‘Glorious… extraordinary’
‘Dazzling. Devastating’
‘Miraculous… beautiful’
‘Bursts with life’
It could be the back cover of any new novel. They are all stunning. We are all stunned. Understatement is a thing of the past.
The same is true of comedy. Comedians today talk fast and shout. Double acts, once common, now rare, depend on the interaction between two people, the comic who does most of the talking and the ‘straight man’ who says less, or sometimes, as in the case of Hylda Baker’s Cynthia, nothing at all.
Dialogue is intrinsically more dramatic than monologue. Two points of view are better than one and more true to life. A stand-up comic stands alone, telling jokes instead of letting the audience see the funny side for themselves.
Television drama, once at the forefront of realism, has retreated to Victorian melodrama. Playwrights and actors play to the domestic gallery with exaggerated portrayals of the extremes of human emotion, jealousy, lust, murder, violence in all its forms. The old style of writing and acting has made a come-back, in serious drama and soap opera, on stage and on screen.

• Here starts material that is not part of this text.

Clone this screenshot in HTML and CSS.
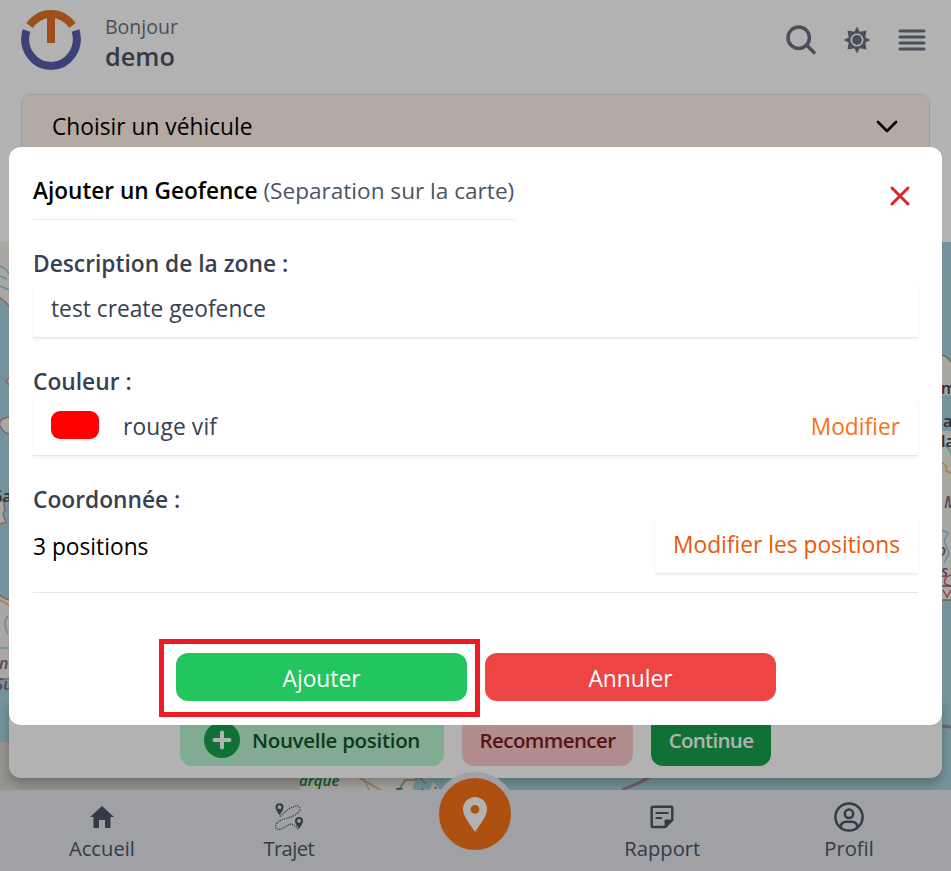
FILE: index.html
```html
<!DOCTYPE html>
<html lang="fr">
<head>
<meta charset="utf-8">
<title>Geofence</title>
<link rel="stylesheet" href="styles.css">
</head>
<body>
<div class="app">
  <header class="top">
    <svg class="logo" viewBox="0 0 60 60"><g fill="none" stroke-width="8"><path d="M8.500 15.500Q17 4 30 4T51.500 15.500" stroke="#e47224"/><path d="M5.500 20.500C0 39 13 56 30 56S60 39 54.500 20.500" stroke="#585da8"/></g><path d="M26 4h8v29h-8z" fill="#e47224"/></svg>
    <div class="hello"><span class="hi">Bonjour</span><span class="user">demo</span></div>
    <div class="tools">
      <svg width="32" height="32" viewBox="0 0 32 32" fill="none" stroke="#6b7280" stroke-width="3.500" stroke-linecap="round"><circle cx="12.700" cy="13.700" r="10.700"/><path d="M20.500 21l7.500 7.500"/></svg>
      <svg width="28" height="28" viewBox="0 0 28 28" fill="#6b7280"><path d="M14 .5l2.600 5.200 6.900-1.200-1.200 6.900L27.500 14l-5.200 2.600 1.200 6.900-6.900-1.200L14 27.500l-2.600-5.200-6.900 1.200 1.200-6.900L.5 14l5.200-2.600-1.200-6.900 6.900 1.200z"/><circle cx="14" cy="14" r="5.700" stroke="#fff" stroke-width="1.600"/></svg>
      <svg width="28" height="28" viewBox="0 0 28 28" stroke="#6b7280" stroke-width="3" stroke-linecap="round"><path d="M2 4.900h24M2 10.900h24M2 16.900h24M2 22.900h24"/></svg>
    </div>
  </header>
  <div class="select"><span>Choisir un véhicule</span><svg width="24" height="14" viewBox="0 0 24 14" fill="none" stroke="#000" stroke-width="2.600" stroke-linecap="round" stroke-linejoin="round"><path d="M3 2l9 9 9-9"/></svg></div>
  <main class="map">
    <svg class="tiles" width="951" height="548" viewBox="0 242 951 548">
      <path fill="#aad3df" d="M0 242h951v548H0z"/>
      <path fill="#f2efe9" d="M0 242h9v64l-9-9z"/><path fill="#d9d6d1" d="M0 742h300v48H0z"/><path fill="#f2efe9" d="M300 778h130l10 12H300z"/>
      <g fill="#f2efe9" stroke="#ad91ad" stroke-width="1.500"><path d="M-2 297q6 2 12 11M10 377l-4 4 4 5M10 417q-12 1-10 9 4 8 10 8M-2 498l5 2 2 10-2 4 3 8-8 3M-2 594l6 4 8 3v77l-14 2z"/><path d="M941 355q5 0 11 8v237h-11z" stroke="#8b9a72"/></g>
      <path fill="#aad3df" d="M942 395h9v36h-9z"/>
      <g fill="none" stroke-width="1.500"><path d="M0 266q6 2 9 8M0 276l7 3M0 286l9 4M8 616q-6 6 0 18M0 648h9M943 444q8 4 8 12M942 530l6 3-4 8 5 12-5 10" stroke="#8ccbe0"/><path d="M0 600l9 5M942 463q6 2 4 8l5 2" stroke="#f5b55c"/><path d="M951 575q-8 2-6 9l6 2M943 590l4 7 4-7" stroke="#e05575"/><path d="M942 586h9" stroke="#6b6b6b"/></g>
      <path d="M942 726l9 1M622 790q16-6 30-14" fill="none" stroke="#a58ba8" stroke-width="3"/>
      <path d="M358 777l24 14" stroke="#efb47a" fill="none" stroke-width="2"/><path d="M363 777l6 13" stroke="#8fbf8f" fill="none"/>
      <path d="M430 790l4-12h-18l-4 12z" fill="#aad3df"/><path d="M400 788l5-8h9l5-3 7 7" fill="none" stroke="#b39683" stroke-width="1.500"/>
      <g class="maptext"><text x="-9" y="502">Ga</text><text x="941" y="394">m</text><text x="943" y="427">a</text><text x="941" y="447">la</text></g>
      <g class="maptext place"><text x="-1" y="669">n</text><text x="-5" y="690">Su</text><text x="944" y="508">M</text><text x="937" y="556">o</text><text x="941" y="577">s</text></g>
      <g class="maptext park"><text x="299" y="786">arque</text><text x="394" y="798">Fontvie</text></g>
    </svg>
    <section class="panel"><span class="pill add"><svg width="36" height="36" viewBox="0 0 36 36"><circle cx="18" cy="18" r="18" fill="#16a34a"/><path d="M18 10.500v15M10.500 18h15" stroke="#fff" stroke-width="4" stroke-linecap="round"/></svg>Nouvelle position</span><span class="pill reset">Recommencer</span><span class="pill next">Continue</span></section>
  </main>
  <nav class="nav">
    <a><svg width="30" height="30" viewBox="0 0 30 30" fill="#4b5563"><path d="M15 4L3 15h3.500v11H12v-8h6v8h5.500V15H27z"/></svg><span>Accueil</span></a>
    <a><svg width="30" height="30" viewBox="0 0 30 30" fill="#4b5563"><path fill-rule="evenodd" d="M5.500 1.300a4 4 0 0 1 4 4q0 2.700-4 7.700-4-5-4-7.700a4 4 0 0 1 4-4zm0 2a1.900 1.900 0 1 0 0 3.800 1.900 1.900 0 1 0 0-3.800zM25 15a4 4 0 0 1 4 4q0 2.700-4 7.700-4-5-4-7.700a4 4 0 0 1 4-4zm0 2a1.900 1.900 0 1 0 0 3.800 1.900 1.900 0 1 0 0-3.800z"/><path fill="none" stroke="#4b5563" stroke-width="1.200" stroke-dasharray="1.300 1" d="M6 14.500C12 9 18 3.500 24 4c5 3 0 8-6 10.500S2 18 1.500 24.500c1 6 9 1 12-1s5-2 8 1l3 3.500"/></svg><span class="trajet">Trajet</span></a>
    <a class="home"><span class="orb"><svg width="24" height="35" viewBox="0 0 24 35"><path fill="#fff" fill-rule="evenodd" d="M12 0a12 12 0 0 1 12 12c0 7-6 14-12 23C6 26 0 19 0 12A12 12 0 0 1 12 0zm0 8a4.400 4.400 0 1 0 0 8.800A4.400 4.400 0 0 0 12 8z"/></svg></span></a>
    <a><svg width="30" height="30" viewBox="0 0 30 30" fill="none" stroke="#4b5563" stroke-width="2.400"><path d="M5.500 4.800h19a.8.8 0 0 1 .8.8V18l-7 7H5.500a.8.8 0 0 1-.8-.8V5.600a.8.8 0 0 1 .8-.8z"/><path d="M8.500 11h13M8.500 16h6.500" stroke-width="2.200"/><path d="M18 25v-7h7z" fill="#4b5563" stroke-width="1"/></svg><span>Rapport</span></a>
    <a><svg width="30" height="30" viewBox="0 0 30 30" fill="none" stroke="#4b5563" stroke-width="2.500"><circle cx="15" cy="15" r="13.600"/><circle cx="15" cy="11.800" r="4.200"/><path d="M6.300 25q1.200-5.300 6-5.300h5.400q4.800 0 6 5.300"/></svg><span>Profil</span></a>
  </nav>
</div>
<div class="overlay">
  <section class="modal">
    <div class="head"><h2><b>Ajouter un Geofence</b> <span class="sub">(Separation sur la carte)</span></h2><svg class="close" width="20" height="20" viewBox="0 0 20 20" stroke="#dc2626" stroke-width="3" stroke-linecap="round"><path d="M2 2l16 16M18 2L2 18"/></svg></div>
    <div class="field"><h3>Description de la zone :</h3><div class="row"><span>test create geofence</span></div></div>
    <div class="field"><h3>Couleur :</h3><div class="row"><i class="swatch"></i><span class="colour">rouge vif</span><span class="edit">Modifier</span></div></div>
    <div class="field last"><h3>Coordonnée :</h3><div class="coords"><span class="count">3 positions</span><div class="row"><span>Modifier les positions</span></div></div></div>
    <div class="actions"><div class="mark"><button class="btn ok">Ajouter</button></div><button class="btn no">Annuler</button></div>
  </section>
</div>
</body>
</html>
```
FILE: styles.css
```css
* { box-sizing: border-box; }
body { margin: 0; width: 951px; height: 871px; overflow: hidden; font: 22.75px/36px "Open Sans", "Noto Sans", sans-serif; color: #000; background: #fff; }
.app { height: 871px; display: flex; flex-direction: column; }
.top { height: 94px; display: flex; align-items: flex-start; padding: 10px 25px 0 21px; }
.logo { width: 60px; height: 60px; }
.hello { display: flex; flex-direction: column; margin-left: 24px; }
.hi { font-size: 19.5px; line-height: 30px; margin-top: 2px; color: #6b7280; }
.user { font-size: 25.3px; line-height: 28px; font-weight: 600; color: #4b5563; }
.tools { margin-left: auto; display: flex; align-items: center; height: 60px; }
.tools svg:nth-child(1) { margin-right: 24.5px; }
.tools svg:nth-child(2) { margin-right: 27.5px; }
.select { flex: none; height: 66px; margin: 0 21px; padding: 0 30px; border: 1px solid #e2e4e8; border-radius: 9px; background: #fff4ea; display: flex; align-items: center; justify-content: space-between; }
.map { margin-top: 82px; height: 548px; flex: none; display: grid; }
.tiles { grid-area: 1 / 1; }
.maptext { font: 600 16px "Open Sans", sans-serif; fill: #444; }
.place { font-style: italic; fill: #86628b; }
.park { font-size: 15px; font-style: italic; fill: #218533; }
.panel { grid-area: 1 / 1; align-self: end; margin: 0 9px 12px; height: 80px; border-radius: 0 0 12px 12px; background: #fff; box-shadow: 0 6px 12px rgba(0,0,0,.25); display: flex; justify-content: center; align-items: flex-end; gap: 18px; padding-bottom: 12px; }
.pill { height: 52px; border-radius: 12px; display: flex; align-items: center; justify-content: center; font-weight: 600; font-size: 20.5px; letter-spacing: -0.3px; white-space: nowrap; }
.add { width: 264px; gap: 12px; background: #bbf7d0; color: #14532d; }
.reset { width: 171px; background: #fecaca; color: #7f1d1d; letter-spacing: -0.6px; }
.next { width: 120px; background: #16a34a; color: #fff; letter-spacing: -0.7px; }
.nav { flex: none; height: 81px; padding: 0 8.5px; background: #e5e7eb; display: grid; grid-template-columns: repeat(5, 1fr); }
.nav a { display: flex; flex-direction: column; align-items: center; padding-top: 12px; font-size: 20.2px; line-height: 33px; color: #4b5563; }
.nav .trajet { letter-spacing: -0.6px; }
.nav .home { padding: 0; }
.orb { width: 84px; height: 84px; margin-top: -18px; border: 6px solid #e5e7eb; border-radius: 50%; background: #f97316; display: flex; align-items: center; justify-content: center; position: relative; }
.overlay { position: fixed; inset: 0; background: rgba(0,0,0,.3); padding: 147px 9px 0; }
.modal { height: 578px; border-radius: 12px; background: #fff; padding: 24px 24px 0; }
.head { display: flex; justify-content: space-between; align-items: flex-start; }
h2 { font-size: 22.6px; font-weight: 400; margin: 0; height: 49px; width: 482px; line-height: 40px; border-bottom: 1px solid #e5e7eb; white-space: nowrap; }
h2 b, h3 { font-weight: 600; }
.sub { color: #4b5563; }
.close { margin: 15px 8px 0 0; }
.field { margin-top: 24px; }
h3 { margin: 0; font-size: 22.75px; line-height: 40px; height: 36px; color: #374151; }
.row { height: 58px; padding: 0 18px; display: flex; align-items: center; border-bottom: 1px solid #e5e7eb; box-shadow: 0 1.5px 3px rgba(0,0,0,.06); color: #374151; white-space: nowrap; }
.swatch { width: 48px; height: 28px; border-radius: 9px; background: red; margin: -4px 24px 0 0; }
.colour { letter-spacing: 0.15px; }
.edit { margin-left: auto; color: #f97316; }
.coords { display: flex; justify-content: space-between; align-items: center; }
.coords .row { color: #ea580c; width: 263px; }
.count { padding-top: 4px; }
.last { height: 113px; border-bottom: 1px solid #e5e7eb; }
.actions { display: flex; align-items: flex-start; margin: 46px 0 0 126px; }
.mark { width: 321px; height: 78px; border: 5px solid #ed1c24; padding: 9px 0 0 12px; }
.btn { display: block; width: 291px; height: 48px; padding: 3px 0 0; border: 0; border-radius: 12px; color: #fff; font: inherit; }
.ok { background: #22c55e; }
.no { background: #ef4444; margin: 14px 0 0 5px; }
```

Everyday conversation is littered with hyperbole. What used to be good or very good is now amazing. What used to be surprising but true is now incredible.
I must ask myself, before anyone else does, whether my reaction to these changes is itself exaggerated. Have I merely grown old and resentful of change? I must admit to the former. My only defence with regard to the latter is a love of literature and comedy and drama, the best of which are quiet and honest and humane. Something, I believe, has been lost.